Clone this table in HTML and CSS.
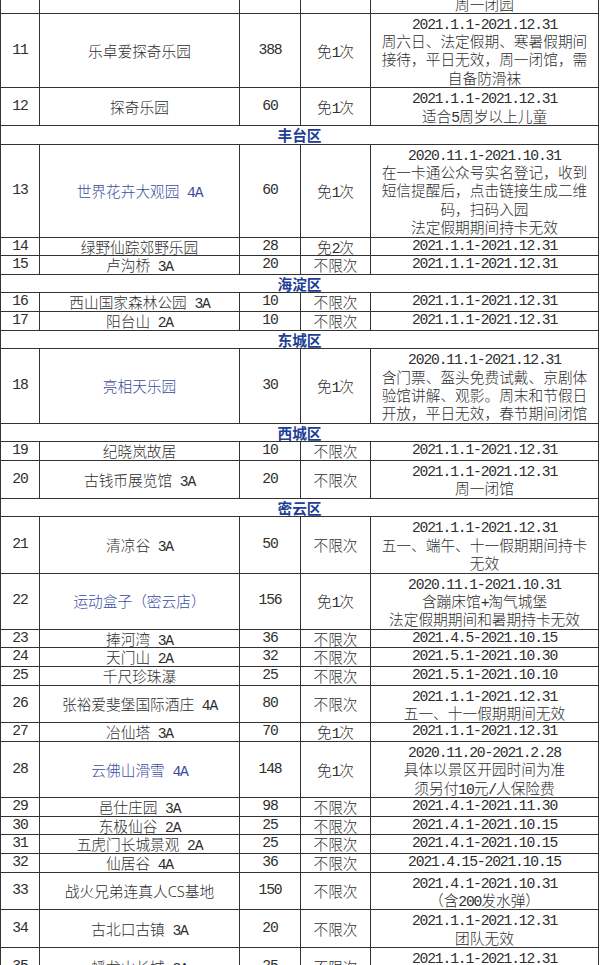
FILE: index.html
```html
<!DOCTYPE html>
<html lang="zh-CN">
<head>
<meta charset="utf-8">
<title>景区列表</title>
<link rel="stylesheet" href="styles.css">
</head>
<body>
<div class="sheet">
<table class="grid">
<colgroup>
<col class="c-no"><col class="c-name"><col class="c-price"><col class="c-times"><col class="c-date">
</colgroup>
<tbody>
<tr><td></td><td></td><td></td><td></td><td>周一闭园</td></tr>
<tr><td class="en">11</td><td>乐卓爱探奇乐园</td><td class="en">388</td><td>免<span class="en">1</span>次</td><td class="multi"><span class="en">2021.1.1-2021.12.31</span><br>周六日、法定假期、寒暑假期间<br>接待，平日无效，周一闭馆，需<br>自备防滑袜</td></tr>
<tr><td class="en">12</td><td>探奇乐园</td><td class="en">60</td><td>免<span class="en">1</span>次</td><td class="multi"><span class="en">2021.1.1-2021.12.31</span><br>适合<span class="en">5</span>周岁以上儿童</td></tr>
<tr class="area"><td colspan="5">丰台区</td></tr>
<tr><td class="en">13</td><td class="blue">世界花卉大观园<span class="en"> 4A</span></td><td class="en">60</td><td>免<span class="en">1</span>次</td><td class="multi"><span class="en">2020.11.1-2021.10.31</span><br>在一卡通公众号实名登记，收到<br>短信提醒后，点击链接生成二维<br>码，扫码入园<br>法定假期期间持卡无效</td></tr>
<tr><td class="en">14</td><td>绿野仙踪郊野乐园</td><td class="en">28</td><td>免<span class="en">2</span>次</td><td class="en">2021.1.1-2021.12.31</td></tr>
<tr><td class="en">15</td><td>卢沟桥<span class="en"> 3A</span></td><td class="en">20</td><td>不限次</td><td class="en">2021.1.1-2021.12.31</td></tr>
<tr class="area"><td colspan="5">海淀区</td></tr>
<tr><td class="en">16</td><td>西山国家森林公园<span class="en"> 3A</span></td><td class="en">10</td><td>不限次</td><td class="en">2021.1.1-2021.12.31</td></tr>
<tr><td class="en">17</td><td>阳台山<span class="en"> 2A</span></td><td class="en">10</td><td>不限次</td><td class="en">2021.1.1-2021.12.31</td></tr>
<tr class="area"><td colspan="5">东城区</td></tr>
<tr><td class="en">18</td><td class="blue">亮相天乐园</td><td class="en">30</td><td>免<span class="en">1</span>次</td><td class="multi"><span class="en">2020.11.1-2021.12.31</span><br>含门票、盔头免费试戴、京剧体<br>验馆讲解、观影。周末和节假日<br>开放，平日无效，春节期间闭馆</td></tr>
<tr class="area"><td colspan="5">西城区</td></tr>
<tr><td class="en">19</td><td>纪晓岚故居</td><td class="en">10</td><td>不限次</td><td class="en">2021.1.1-2021.12.31</td></tr>
<tr><td class="en">20</td><td>古钱币展览馆<span class="en"> 3A</span></td><td class="en">20</td><td>不限次</td><td class="multi"><span class="en">2021.1.1-2021.12.31</span><br>周一闭馆</td></tr>
<tr class="area"><td colspan="5">密云区</td></tr>
<tr><td class="en">21</td><td>清凉谷<span class="en"> 3A</span></td><td class="en">50</td><td>不限次</td><td class="multi"><span class="en">2021.1.1-2021.12.31</span><br>五一、端午、十一假期期间持卡<br>无效</td></tr>
<tr><td class="en">22</td><td class="blue">运动盒子（密云店）</td><td class="en">156</td><td>免<span class="en">1</span>次</td><td class="multi"><span class="en">2020.11.1-2021.10.31</span><br>含蹦床馆<span class="en">+</span>淘气城堡<br>法定假期期间和暑期持卡无效</td></tr>
<tr><td class="en">23</td><td>捧河湾<span class="en"> 3A</span></td><td class="en">36</td><td>不限次</td><td class="en">2021.4.5-2021.10.15</td></tr>
<tr><td class="en">24</td><td>天门山<span class="en"> 2A</span></td><td class="en">32</td><td>不限次</td><td class="en">2021.5.1-2021.10.30</td></tr>
<tr><td class="en">25</td><td>千尺珍珠瀑</td><td class="en">25</td><td>不限次</td><td class="en">2021.5.1-2021.10.10</td></tr>
<tr><td class="en">26</td><td>张裕爱斐堡国际酒庄<span class="en"> 4A</span></td><td class="en">80</td><td>不限次</td><td class="multi"><span class="en">2021.1.1-2021.12.31</span><br>五一、十一假期期间无效</td></tr>
<tr><td class="en">27</td><td>冶仙塔<span class="en"> 3A</span></td><td class="en">70</td><td>免<span class="en">1</span>次</td><td class="en">2021.1.1-2021.12.31</td></tr>
<tr><td class="en">28</td><td class="blue">云佛山滑雪<span class="en"> 4A</span></td><td class="en">148</td><td>免<span class="en">1</span>次</td><td class="multi"><span class="en">2020.11.20-2021.2.28</span><br>具体以景区开园时间为准<br>须另付<span class="en">10</span>元<span class="en">/</span>人保险费</td></tr>
<tr><td class="en">29</td><td>邑仕庄园<span class="en"> 3A</span></td><td class="en">98</td><td>不限次</td><td class="en">2021.4.1-2021.11.30</td></tr>
<tr><td class="en">30</td><td>东极仙谷<span class="en"> 2A</span></td><td class="en">25</td><td>不限次</td><td class="en">2021.4.1-2021.10.15</td></tr>
<tr><td class="en">31</td><td>五虎门长城景观<span class="en"> 2A</span></td><td class="en">25</td><td>不限次</td><td class="en">2021.4.1-2021.10.15</td></tr>
<tr><td class="en">32</td><td>仙居谷<span class="en"> 4A</span></td><td class="en">36</td><td>不限次</td><td class="en">2021.4.15-2021.10.15</td></tr>
<tr><td class="en">33</td><td>战火兄弟连真人<span class="lat">CS</span>基地</td><td class="en">150</td><td>不限次</td><td class="multi"><span class="en">2021.4.1-2021.10.31</span><br>（含<span class="en">200</span>发水弹）</td></tr>
<tr><td class="en">34</td><td>古北口古镇<span class="en"> 3A</span></td><td class="en">20</td><td>不限次</td><td class="multi"><span class="en">2021.1.1-2021.12.31</span><br>团队无效</td></tr>
<tr><td class="en">35</td><td>蟠龙山长城<span class="en"> 3A</span></td><td class="en">25</td><td>不限次</td><td class="multi"><span class="en">2021.1.1-2021.12.31</span><br>周一闭园</td></tr>
</tbody>
</table>
</div>
</body>
</html>
```
FILE: styles.css
```css
html, body {
  margin: 0;
  padding: 0;
  background: #ffffff;
}

.sheet {
  width: 600px;
  height: 965px;
  overflow: hidden;
}

.grid {
  width: 599px;
  margin-top: -6px;
  border-collapse: collapse;
  table-layout: fixed;
  font-family: "Noto Sans CJK SC", "Noto Sans", sans-serif;
  font-weight: 300;
  font-size: 14.7px;
  line-height: 17.6px;
  color: #2e2e2e;
}

.c-no { width: 39px; }
.c-name { width: 200px; }
.c-price { width: 61px; }
.c-times { width: 70px; }

.grid td {
  border: 1px solid #333333;
  padding: 0;
  text-align: center;
  vertical-align: middle;
  white-space: nowrap;
  overflow: hidden;
}

.grid td.multi {
  line-height: 18.4px;
}

.en {
  font-family: "Liberation Mono", monospace;
  letter-spacing: -0.08em;
}

span.en,
span.lat {
  line-height: 0;
}

.lat {
  font-family: "Noto Sans", sans-serif;
}

.grid td.blue {
  color: #3b4c9e;
}

.area td {
  color: #213d96;
  font-weight: 700;
}
```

-------

## To do
Return the material word for word. Pictures are not part of the copy.

## Final result
Clone this table in HTML and CSS.
FILE: index.html
```html
<!DOCTYPE html>
<html lang="zh-CN">
<head>
<meta charset="utf-8">
<title>景区列表</title>
<link rel="stylesheet" href="styles.css">
</head>
<body>
<div class="sheet">
<table class="grid">
<colgroup>
<col class="c-no"><col class="c-name"><col class="c-price"><col class="c-times"><col class="c-date">
</colgroup>
<tbody>
<tr><td></td><td></td><td></td><td></td><td>周一闭园</td></tr>
<tr><td class="en">11</td><td>乐卓爱探奇乐园</td><td class="en">388</td><td>免<span class="en">1</span>次</td><td class="multi"><span class="en">2021.1.1-2021.12.31</span><br>周六日、法定假期、寒暑假期间<br>接待，平日无效，周一闭馆，需<br>自备防滑袜</td></tr>
<tr><td class="en">12</td><td>探奇乐园</td><td class="en">60</td><td>免<span class="en">1</span>次</td><td class="multi"><span class="en">2021.1.1-2021.12.31</span><br>适合<span class="en">5</span>周岁以上儿童</td></tr>
<tr class="area"><td colspan="5">丰台区</td></tr>
<tr><td class="en">13</td><td class="blue">世界花卉大观园<span class="en"> 4A</span></td><td class="en">60</td><td>免<span class="en">1</span>次</td><td class="multi"><span class="en">2020.11.1-2021.10.31</span><br>在一卡通公众号实名登记，收到<br>短信提醒后，点击链接生成二维<br>码，扫码入园<br>法定假期期间持卡无效</td></tr>
<tr><td class="en">14</td><td>绿野仙踪郊野乐园</td><td class="en">28</td><td>免<span class="en">2</span>次</td><td class="en">2021.1.1-2021.12.31</td></tr>
<tr><td class="en">15</td><td>卢沟桥<span class="en"> 3A</span></td><td class="en">20</td><td>不限次</td><td class="en">2021.1.1-2021.12.31</td></tr>
<tr class="area"><td colspan="5">海淀区</td></tr>
<tr><td class="en">16</td><td>西山国家森林公园<span class="en"> 3A</span></td><td class="en">10</td><td>不限次</td><td class="en">2021.1.1-2021.12.31</td></tr>
<tr><td class="en">17</td><td>阳台山<span class="en"> 2A</span></td><td class="en">10</td><td>不限次</td><td class="en">2021.1.1-2021.12.31</td></tr>
<tr class="area"><td colspan="5">东城区</td></tr>
<tr><td class="en">18</td><td class="blue">亮相天乐园</td><td class="en">30</td><td>免<span class="en">1</span>次</td><td class="multi"><span class="en">2020.11.1-2021.12.31</span><br>含门票、盔头免费试戴、京剧体<br>验馆讲解、观影。周末和节假日<br>开放，平日无效，春节期间闭馆</td></tr>
<tr class="area"><td colspan="5">西城区</td></tr>
<tr><td class="en">19</td><td>纪晓岚故居</td><td class="en">10</td><td>不限次</td><td class="en">2021.1.1-2021.12.31</td></tr>
<tr><td class="en">20</td><td>古钱币展览馆<span class="en"> 3A</span></td><td class="en">20</td><td>不限次</td><td class="multi"><span class="en">2021.1.1-2021.12.31</span><br>周一闭馆</td></tr>
<tr class="area"><td colspan="5">密云区</td></tr>
<tr><td class="en">21</td><td>清凉谷<span class="en"> 3A</span></td><td class="en">50</td><td>不限次</td><td class="multi"><span class="en">2021.1.1-2021.12.31</span><br>五一、端午、十一假期期间持卡<br>无效</td></tr>
<tr><td class="en">22</td><td class="blue">运动盒子（密云店）</td><td class="en">156</td><td>免<span class="en">1</span>次</td><td class="multi"><span class="en">2020.11.1-2021.10.31</span><br>含蹦床馆<span class="en">+</span>淘气城堡<br>法定假期期间和暑期持卡无效</td></tr>
<tr><td class="en">23</td><td>捧河湾<span class="en"> 3A</span></td><td class="en">36</td><td>不限次</td><td class="en">2021.4.5-2021.10.15</td></tr>
<tr><td class="en">24</td><td>天门山<span class="en"> 2A</span></td><td class="en">32</td><td>不限次</td><td class="en">2021.5.1-2021.10.30</td></tr>
<tr><td class="en">25</td><td>千尺珍珠瀑</td><td class="en">25</td><td>不限次</td><td class="en">2021.5.1-2021.10.10</td></tr>
<tr><td class="en">26</td><td>张裕爱斐堡国际酒庄<span class="en"> 4A</span></td><td class="en">80</td><td>不限次</td><td class="multi"><span class="en">2021.1.1-2021.12.31</span><br>五一、十一假期期间无效</td></tr>
<tr><td class="en">27</td><td>冶仙塔<span class="en"> 3A</span></td><td class="en">70</td><td>免<span class="en">1</span>次</td><td class="en">2021.1.1-2021.12.31</td></tr>
<tr><td class="en">28</td><td class="blue">云佛山滑雪<span class="en"> 4A</span></td><td class="en">148</td><td>免<span class="en">1</span>次</td><td class="multi"><span class="en">2020.11.20-2021.2.28</span><br>具体以景区开园时间为准<br>须另付<span class="en">10</span>元<span class="en">/</span>人保险费</td></tr>
<tr><td class="en">29</td><td>邑仕庄园<span class="en"> 3A</span></td><td class="en">98</td><td>不限次</td><td class="en">2021.4.1-2021.11.30</td></tr>
<tr><td class="en">30</td><td>东极仙谷<span class="en"> 2A</span></td><td class="en">25</td><td>不限次</td><td class="en">2021.4.1-2021.10.15</td></tr>
<tr><td class="en">31</td><td>五虎门长城景观<span class="en"> 2A</span></td><td class="en">25</td><td>不限次</td><td class="en">2021.4.1-2021.10.15</td></tr>
<tr><td class="en">32</td><td>仙居谷<span class="en"> 4A</span></td><td class="en">36</td><td>不限次</td><td class="en">2021.4.15-2021.10.15</td></tr>
<tr><td class="en">33</td><td>战火兄弟连真人<span class="lat">CS</span>基地</td><td class="en">150</td><td>不限次</td><td class="multi"><span class="en">2021.4.1-2021.10.31</span><br>（含<span class="en">200</span>发水弹）</td></tr>
<tr><td class="en">34</td><td>古北口古镇<span class="en"> 3A</span></td><td class="en">20</td><td>不限次</td><td class="multi"><span class="en">2021.1.1-2021.12.31</span><br>团队无效</td></tr>
<tr><td class="en">35</td><td>蟠龙山长城<span class="en"> 3A</span></td><td class="en">25</td><td>不限次</td><td class="multi"><span class="en">2021.1.1-2021.12.31</span><br>周一闭园</td></tr>
</tbody>
</table>
</div>
</body>
</html>
```
FILE: styles.css
```css
html, body {
  margin: 0;
  padding: 0;
  background: #ffffff;
}

.sheet {
  width: 600px;
  height: 965px;
  overflow: hidden;
}

.grid {
  width: 599px;
  margin-top: -6px;
  border-collapse: collapse;
  table-layout: fixed;
  font-family: "Noto Sans CJK SC", "Noto Sans", sans-serif;
  font-weight: 300;
  font-size: 14.7px;
  line-height: 17.6px;
  color: #2e2e2e;
}

.c-no { width: 39px; }
.c-name { width: 200px; }
.c-price { width: 61px; }
.c-times { width: 70px; }

.grid td {
  border: 1px solid #333333;
  padding: 0;
  text-align: center;
  vertical-align: middle;
  white-space: nowrap;
  overflow: hidden;
}

.grid td.multi {
  line-height: 18.4px;
}

.en {
  font-family: "Liberation Mono", monospace;
  letter-spacing: -0.08em;
}

span.en,
span.lat {
  line-height: 0;
}

.lat {
  font-family: "Noto Sans", sans-serif;
}

.grid td.blue {
  color: #3b4c9e;
}

.area td {
  color: #213d96;
  font-weight: 700;
}
```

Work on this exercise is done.